◆ STATED GOAL
Which lines in the material below contain the word "TypeScript"? Copy each of them.

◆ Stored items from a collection
##############################

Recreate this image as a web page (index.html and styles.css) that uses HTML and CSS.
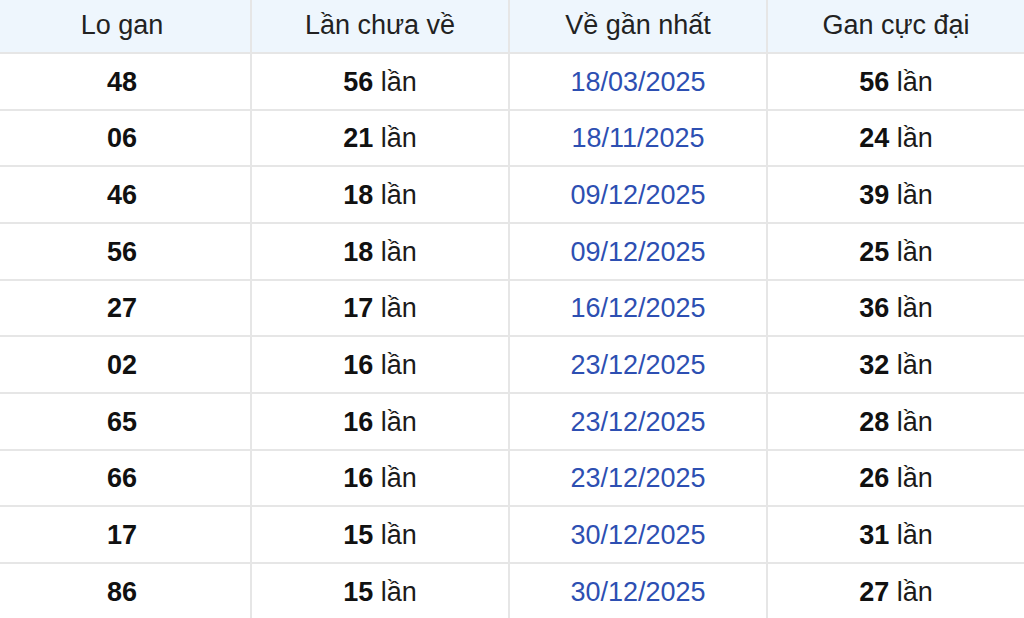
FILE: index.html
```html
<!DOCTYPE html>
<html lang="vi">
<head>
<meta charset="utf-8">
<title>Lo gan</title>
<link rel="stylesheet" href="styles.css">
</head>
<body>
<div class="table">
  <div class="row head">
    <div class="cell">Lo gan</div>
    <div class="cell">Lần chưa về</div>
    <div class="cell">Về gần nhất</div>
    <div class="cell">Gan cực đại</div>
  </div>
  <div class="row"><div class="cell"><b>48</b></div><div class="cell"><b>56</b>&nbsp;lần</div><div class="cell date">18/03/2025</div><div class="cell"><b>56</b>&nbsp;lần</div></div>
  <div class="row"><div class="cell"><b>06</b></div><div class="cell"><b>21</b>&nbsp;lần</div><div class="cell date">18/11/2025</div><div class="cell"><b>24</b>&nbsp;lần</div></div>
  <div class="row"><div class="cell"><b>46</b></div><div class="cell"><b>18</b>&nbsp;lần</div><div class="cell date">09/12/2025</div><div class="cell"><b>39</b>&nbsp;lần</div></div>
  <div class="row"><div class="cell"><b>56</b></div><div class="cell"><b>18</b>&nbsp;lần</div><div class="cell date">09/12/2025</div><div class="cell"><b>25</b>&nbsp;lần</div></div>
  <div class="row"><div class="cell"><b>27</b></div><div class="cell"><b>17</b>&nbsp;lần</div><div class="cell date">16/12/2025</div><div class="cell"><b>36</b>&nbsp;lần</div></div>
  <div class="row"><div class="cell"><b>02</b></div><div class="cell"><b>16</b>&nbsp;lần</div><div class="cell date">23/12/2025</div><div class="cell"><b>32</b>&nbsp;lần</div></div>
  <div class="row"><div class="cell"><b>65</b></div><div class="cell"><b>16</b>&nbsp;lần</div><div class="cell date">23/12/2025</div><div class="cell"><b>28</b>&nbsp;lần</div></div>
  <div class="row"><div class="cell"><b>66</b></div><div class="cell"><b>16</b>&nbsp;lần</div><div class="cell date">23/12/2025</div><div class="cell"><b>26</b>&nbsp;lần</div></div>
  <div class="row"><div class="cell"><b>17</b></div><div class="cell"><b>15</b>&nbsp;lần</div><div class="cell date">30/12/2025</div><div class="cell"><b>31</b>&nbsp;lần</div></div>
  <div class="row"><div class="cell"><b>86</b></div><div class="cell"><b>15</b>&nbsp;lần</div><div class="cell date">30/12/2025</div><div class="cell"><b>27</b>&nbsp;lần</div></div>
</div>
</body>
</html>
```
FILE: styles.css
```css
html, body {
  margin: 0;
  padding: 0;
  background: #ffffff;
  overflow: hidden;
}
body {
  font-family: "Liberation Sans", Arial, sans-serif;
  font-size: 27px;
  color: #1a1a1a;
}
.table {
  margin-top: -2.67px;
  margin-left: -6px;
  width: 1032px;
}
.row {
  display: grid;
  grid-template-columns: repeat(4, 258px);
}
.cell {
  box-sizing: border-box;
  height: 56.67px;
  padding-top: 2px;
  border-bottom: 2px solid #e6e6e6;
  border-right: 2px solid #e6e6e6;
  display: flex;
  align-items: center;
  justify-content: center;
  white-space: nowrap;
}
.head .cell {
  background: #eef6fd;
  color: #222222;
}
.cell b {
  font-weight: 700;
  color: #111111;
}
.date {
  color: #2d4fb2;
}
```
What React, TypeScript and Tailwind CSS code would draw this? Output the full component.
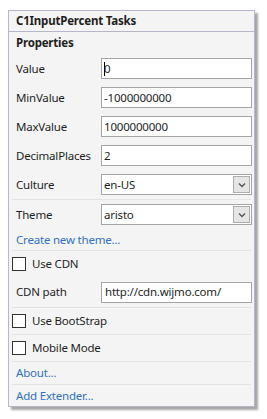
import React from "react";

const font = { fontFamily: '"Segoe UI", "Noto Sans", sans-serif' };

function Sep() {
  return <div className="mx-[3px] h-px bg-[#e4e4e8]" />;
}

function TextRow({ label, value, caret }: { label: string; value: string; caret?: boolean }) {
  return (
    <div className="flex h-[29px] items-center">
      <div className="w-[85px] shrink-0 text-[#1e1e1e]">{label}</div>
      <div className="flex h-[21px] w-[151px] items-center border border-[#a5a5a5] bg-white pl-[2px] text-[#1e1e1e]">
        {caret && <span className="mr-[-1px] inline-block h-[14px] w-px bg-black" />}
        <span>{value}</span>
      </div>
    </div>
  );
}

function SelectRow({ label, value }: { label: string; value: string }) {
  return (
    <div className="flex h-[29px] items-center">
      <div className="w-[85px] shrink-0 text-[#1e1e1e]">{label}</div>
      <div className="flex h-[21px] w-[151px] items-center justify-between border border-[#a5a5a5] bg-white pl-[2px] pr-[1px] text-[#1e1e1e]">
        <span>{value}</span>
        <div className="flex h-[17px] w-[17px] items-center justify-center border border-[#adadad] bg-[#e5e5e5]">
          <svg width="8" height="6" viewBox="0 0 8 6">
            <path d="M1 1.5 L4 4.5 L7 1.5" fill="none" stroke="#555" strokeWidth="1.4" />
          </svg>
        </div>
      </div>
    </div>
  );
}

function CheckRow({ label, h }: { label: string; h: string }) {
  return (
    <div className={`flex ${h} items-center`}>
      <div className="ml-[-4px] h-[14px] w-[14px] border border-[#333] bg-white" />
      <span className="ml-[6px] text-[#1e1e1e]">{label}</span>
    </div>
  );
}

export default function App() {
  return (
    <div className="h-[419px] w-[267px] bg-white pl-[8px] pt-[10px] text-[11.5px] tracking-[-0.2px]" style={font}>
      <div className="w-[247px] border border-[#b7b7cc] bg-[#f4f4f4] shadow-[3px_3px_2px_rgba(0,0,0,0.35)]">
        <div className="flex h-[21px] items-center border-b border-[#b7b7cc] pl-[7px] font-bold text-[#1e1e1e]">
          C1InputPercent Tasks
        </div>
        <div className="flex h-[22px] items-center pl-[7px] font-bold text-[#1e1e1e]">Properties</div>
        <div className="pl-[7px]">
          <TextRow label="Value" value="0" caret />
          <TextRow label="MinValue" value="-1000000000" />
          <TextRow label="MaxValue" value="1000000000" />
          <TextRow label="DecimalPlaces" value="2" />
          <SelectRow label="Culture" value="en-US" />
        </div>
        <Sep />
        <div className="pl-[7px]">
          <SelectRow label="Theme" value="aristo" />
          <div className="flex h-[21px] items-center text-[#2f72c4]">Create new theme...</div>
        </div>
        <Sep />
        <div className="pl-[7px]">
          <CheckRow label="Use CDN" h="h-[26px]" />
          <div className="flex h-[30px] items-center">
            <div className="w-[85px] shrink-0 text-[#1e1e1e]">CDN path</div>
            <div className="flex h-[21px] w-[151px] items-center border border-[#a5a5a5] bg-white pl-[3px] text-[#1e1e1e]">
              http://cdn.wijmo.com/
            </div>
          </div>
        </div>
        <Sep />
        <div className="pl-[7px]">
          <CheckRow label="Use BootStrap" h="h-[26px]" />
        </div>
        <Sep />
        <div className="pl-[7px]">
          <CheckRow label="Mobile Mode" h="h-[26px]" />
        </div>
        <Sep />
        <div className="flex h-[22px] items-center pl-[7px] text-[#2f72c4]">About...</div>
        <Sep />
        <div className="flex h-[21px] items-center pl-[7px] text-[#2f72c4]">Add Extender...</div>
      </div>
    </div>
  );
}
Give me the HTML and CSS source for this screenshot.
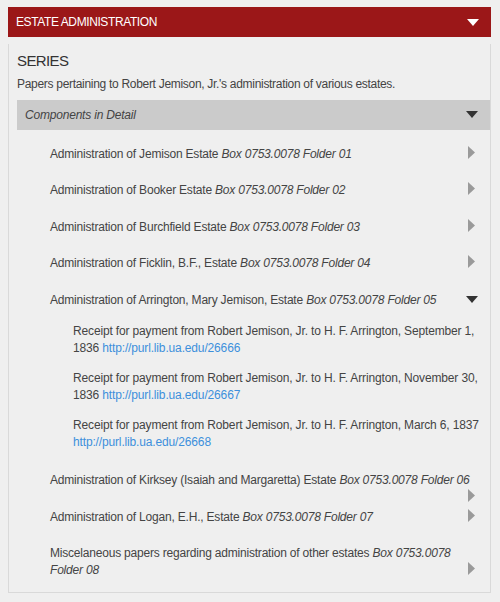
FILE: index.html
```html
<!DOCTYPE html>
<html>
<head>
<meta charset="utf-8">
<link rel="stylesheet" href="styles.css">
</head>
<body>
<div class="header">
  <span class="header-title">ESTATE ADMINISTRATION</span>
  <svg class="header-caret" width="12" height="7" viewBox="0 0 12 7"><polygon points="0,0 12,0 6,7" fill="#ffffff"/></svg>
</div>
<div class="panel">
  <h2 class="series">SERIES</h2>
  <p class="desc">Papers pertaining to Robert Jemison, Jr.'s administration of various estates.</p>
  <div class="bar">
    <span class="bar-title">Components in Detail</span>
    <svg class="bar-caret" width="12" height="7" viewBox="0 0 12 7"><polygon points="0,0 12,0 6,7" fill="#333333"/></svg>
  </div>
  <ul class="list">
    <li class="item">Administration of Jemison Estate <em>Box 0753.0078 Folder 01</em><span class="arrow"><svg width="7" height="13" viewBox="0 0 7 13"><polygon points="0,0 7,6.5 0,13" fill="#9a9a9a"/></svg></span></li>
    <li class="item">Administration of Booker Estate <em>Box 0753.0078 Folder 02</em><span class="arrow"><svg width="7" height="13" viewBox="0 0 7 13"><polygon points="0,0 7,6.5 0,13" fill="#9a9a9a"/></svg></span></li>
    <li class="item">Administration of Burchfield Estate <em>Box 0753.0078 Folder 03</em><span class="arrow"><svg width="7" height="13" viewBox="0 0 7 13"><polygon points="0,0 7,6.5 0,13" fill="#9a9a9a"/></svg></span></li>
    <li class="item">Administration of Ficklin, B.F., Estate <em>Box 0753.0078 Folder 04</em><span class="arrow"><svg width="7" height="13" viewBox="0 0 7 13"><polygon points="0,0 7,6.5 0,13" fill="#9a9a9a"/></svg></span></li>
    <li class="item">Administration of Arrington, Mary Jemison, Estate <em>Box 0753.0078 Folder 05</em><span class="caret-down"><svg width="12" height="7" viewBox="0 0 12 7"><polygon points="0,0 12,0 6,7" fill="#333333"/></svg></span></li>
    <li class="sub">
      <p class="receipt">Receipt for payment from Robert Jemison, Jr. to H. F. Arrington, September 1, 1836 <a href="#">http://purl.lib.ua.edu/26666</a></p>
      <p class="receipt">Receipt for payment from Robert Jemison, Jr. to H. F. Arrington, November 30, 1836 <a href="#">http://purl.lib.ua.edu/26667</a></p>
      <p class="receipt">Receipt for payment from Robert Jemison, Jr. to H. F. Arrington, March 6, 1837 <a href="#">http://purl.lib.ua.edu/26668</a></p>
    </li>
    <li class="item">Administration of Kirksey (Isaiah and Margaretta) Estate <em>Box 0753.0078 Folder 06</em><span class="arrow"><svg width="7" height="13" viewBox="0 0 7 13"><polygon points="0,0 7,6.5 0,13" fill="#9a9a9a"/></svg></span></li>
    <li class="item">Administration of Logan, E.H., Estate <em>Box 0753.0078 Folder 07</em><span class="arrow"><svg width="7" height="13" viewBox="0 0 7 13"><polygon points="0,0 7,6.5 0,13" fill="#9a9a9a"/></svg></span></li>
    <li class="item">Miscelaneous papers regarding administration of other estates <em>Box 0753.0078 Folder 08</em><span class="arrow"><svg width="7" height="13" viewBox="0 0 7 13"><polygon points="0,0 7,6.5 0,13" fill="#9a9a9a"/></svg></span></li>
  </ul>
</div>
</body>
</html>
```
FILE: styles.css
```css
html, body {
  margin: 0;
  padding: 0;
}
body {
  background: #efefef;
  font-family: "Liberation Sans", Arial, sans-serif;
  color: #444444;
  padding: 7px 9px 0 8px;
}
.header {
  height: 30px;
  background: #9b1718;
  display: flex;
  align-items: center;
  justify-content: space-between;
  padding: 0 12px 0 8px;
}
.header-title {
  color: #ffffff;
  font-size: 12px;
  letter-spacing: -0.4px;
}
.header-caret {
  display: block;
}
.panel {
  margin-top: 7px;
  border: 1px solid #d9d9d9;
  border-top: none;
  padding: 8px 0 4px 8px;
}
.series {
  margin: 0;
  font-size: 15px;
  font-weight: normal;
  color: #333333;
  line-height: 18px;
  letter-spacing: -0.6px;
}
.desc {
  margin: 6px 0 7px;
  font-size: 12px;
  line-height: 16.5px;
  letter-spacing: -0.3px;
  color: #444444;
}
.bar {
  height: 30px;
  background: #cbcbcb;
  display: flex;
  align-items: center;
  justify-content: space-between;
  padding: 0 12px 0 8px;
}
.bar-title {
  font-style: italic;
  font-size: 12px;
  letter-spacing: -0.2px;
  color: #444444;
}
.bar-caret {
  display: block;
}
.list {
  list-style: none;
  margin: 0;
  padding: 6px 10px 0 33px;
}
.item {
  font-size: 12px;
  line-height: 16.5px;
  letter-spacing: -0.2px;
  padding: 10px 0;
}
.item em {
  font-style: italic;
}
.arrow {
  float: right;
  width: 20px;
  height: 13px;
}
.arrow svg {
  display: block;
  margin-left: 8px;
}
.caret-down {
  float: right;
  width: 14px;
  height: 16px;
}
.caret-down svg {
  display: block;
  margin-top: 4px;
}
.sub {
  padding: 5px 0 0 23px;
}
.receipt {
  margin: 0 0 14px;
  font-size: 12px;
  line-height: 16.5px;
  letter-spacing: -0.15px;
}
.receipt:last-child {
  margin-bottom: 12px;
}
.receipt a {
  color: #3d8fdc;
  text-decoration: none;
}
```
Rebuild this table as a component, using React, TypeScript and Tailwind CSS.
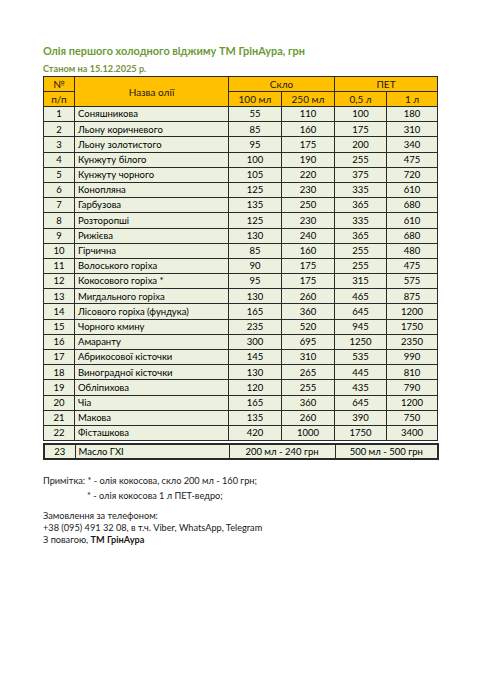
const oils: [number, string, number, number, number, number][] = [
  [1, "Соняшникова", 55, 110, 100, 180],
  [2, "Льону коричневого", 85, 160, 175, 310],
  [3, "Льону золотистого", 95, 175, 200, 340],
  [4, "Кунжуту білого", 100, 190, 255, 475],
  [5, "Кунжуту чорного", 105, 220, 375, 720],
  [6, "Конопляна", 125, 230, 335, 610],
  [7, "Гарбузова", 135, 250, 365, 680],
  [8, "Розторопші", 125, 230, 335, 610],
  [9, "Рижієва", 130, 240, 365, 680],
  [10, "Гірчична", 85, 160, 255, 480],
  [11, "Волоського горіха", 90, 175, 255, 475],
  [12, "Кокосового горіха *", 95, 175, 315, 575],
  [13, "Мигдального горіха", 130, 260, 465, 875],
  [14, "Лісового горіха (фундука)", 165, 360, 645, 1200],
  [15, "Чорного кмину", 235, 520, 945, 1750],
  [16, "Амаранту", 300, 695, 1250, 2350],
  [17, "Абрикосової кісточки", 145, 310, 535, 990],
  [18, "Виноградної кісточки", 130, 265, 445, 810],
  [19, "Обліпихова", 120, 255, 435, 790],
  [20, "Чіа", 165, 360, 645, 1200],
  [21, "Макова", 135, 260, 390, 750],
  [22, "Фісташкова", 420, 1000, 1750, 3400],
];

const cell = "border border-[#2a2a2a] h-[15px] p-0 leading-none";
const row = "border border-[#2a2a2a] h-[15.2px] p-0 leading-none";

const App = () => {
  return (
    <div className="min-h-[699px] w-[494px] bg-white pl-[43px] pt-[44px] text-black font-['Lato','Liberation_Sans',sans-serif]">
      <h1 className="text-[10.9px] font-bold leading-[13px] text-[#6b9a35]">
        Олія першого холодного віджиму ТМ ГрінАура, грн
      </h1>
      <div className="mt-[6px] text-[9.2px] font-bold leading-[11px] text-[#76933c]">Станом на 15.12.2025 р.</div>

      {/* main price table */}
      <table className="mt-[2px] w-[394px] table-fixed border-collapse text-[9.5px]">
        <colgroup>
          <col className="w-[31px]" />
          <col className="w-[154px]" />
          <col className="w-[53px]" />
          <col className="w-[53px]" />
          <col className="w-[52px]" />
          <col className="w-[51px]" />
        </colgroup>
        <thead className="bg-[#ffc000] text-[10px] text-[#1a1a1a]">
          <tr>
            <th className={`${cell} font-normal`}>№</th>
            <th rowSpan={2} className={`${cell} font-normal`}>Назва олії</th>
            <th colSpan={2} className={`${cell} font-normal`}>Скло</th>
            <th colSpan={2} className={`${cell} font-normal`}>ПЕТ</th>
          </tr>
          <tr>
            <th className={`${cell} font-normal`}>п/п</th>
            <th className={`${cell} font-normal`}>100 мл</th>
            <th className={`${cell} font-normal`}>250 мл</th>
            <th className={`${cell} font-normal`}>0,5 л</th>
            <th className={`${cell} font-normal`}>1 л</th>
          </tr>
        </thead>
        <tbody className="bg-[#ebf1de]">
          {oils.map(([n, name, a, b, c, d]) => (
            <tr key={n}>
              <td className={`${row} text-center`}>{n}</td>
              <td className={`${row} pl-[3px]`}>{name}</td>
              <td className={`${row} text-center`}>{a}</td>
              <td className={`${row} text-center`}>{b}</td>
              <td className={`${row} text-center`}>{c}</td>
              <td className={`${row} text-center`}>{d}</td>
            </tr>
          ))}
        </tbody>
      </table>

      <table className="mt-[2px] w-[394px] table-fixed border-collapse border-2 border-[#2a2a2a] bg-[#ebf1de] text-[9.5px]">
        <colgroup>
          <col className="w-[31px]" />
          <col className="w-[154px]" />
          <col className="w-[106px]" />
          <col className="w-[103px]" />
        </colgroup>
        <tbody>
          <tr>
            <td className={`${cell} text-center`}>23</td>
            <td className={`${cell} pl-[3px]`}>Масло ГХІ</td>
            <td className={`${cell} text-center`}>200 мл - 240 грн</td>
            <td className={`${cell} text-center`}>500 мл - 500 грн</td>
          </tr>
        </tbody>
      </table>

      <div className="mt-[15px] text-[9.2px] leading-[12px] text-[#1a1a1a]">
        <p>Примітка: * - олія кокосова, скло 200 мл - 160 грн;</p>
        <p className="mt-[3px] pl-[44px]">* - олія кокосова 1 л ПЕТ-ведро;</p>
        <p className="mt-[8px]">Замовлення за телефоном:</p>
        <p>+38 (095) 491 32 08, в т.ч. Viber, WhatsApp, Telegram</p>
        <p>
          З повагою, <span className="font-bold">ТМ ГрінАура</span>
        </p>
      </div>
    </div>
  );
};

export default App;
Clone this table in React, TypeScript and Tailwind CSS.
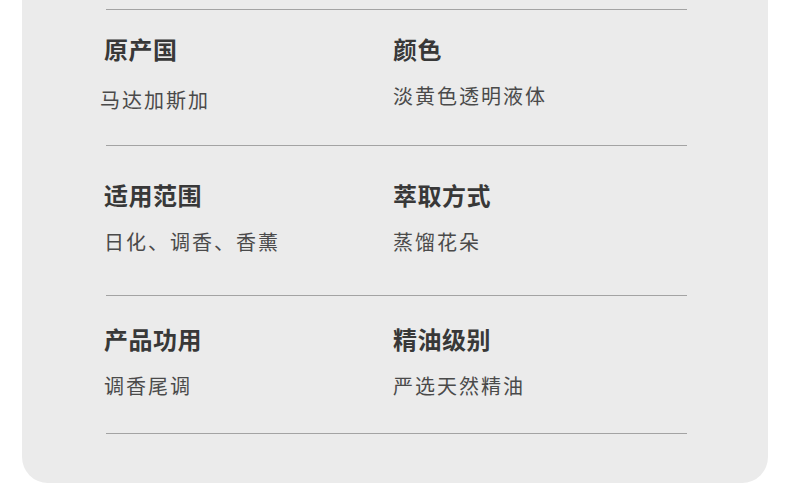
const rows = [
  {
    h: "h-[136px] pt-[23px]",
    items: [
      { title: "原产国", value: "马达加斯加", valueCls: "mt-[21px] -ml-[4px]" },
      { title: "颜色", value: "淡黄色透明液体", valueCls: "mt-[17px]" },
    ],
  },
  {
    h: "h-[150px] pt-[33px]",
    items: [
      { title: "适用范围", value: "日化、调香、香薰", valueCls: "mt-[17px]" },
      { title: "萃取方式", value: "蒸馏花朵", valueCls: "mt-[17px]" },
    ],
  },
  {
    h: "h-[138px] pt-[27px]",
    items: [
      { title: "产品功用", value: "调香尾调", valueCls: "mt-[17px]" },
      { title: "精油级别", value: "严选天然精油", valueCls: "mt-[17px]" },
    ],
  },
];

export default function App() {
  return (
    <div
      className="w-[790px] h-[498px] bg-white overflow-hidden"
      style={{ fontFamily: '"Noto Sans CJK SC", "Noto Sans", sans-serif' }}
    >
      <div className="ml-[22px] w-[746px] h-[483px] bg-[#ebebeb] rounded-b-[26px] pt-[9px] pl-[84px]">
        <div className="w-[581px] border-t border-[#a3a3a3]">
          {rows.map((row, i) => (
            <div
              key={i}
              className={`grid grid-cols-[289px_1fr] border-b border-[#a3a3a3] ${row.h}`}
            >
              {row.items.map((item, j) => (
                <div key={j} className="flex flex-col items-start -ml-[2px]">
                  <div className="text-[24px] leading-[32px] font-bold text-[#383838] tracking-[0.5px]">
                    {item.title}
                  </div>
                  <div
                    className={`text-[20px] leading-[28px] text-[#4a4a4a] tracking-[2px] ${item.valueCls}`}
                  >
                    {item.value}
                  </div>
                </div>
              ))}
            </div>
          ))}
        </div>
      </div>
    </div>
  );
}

##############################

◆ FINISHED TASK
What React, TypeScript and Tailwind CSS code would draw this? Output the full component.
Rebuild this table as a component, using React, TypeScript and Tailwind CSS.
Clone this table in React, TypeScript and Tailwind CSS.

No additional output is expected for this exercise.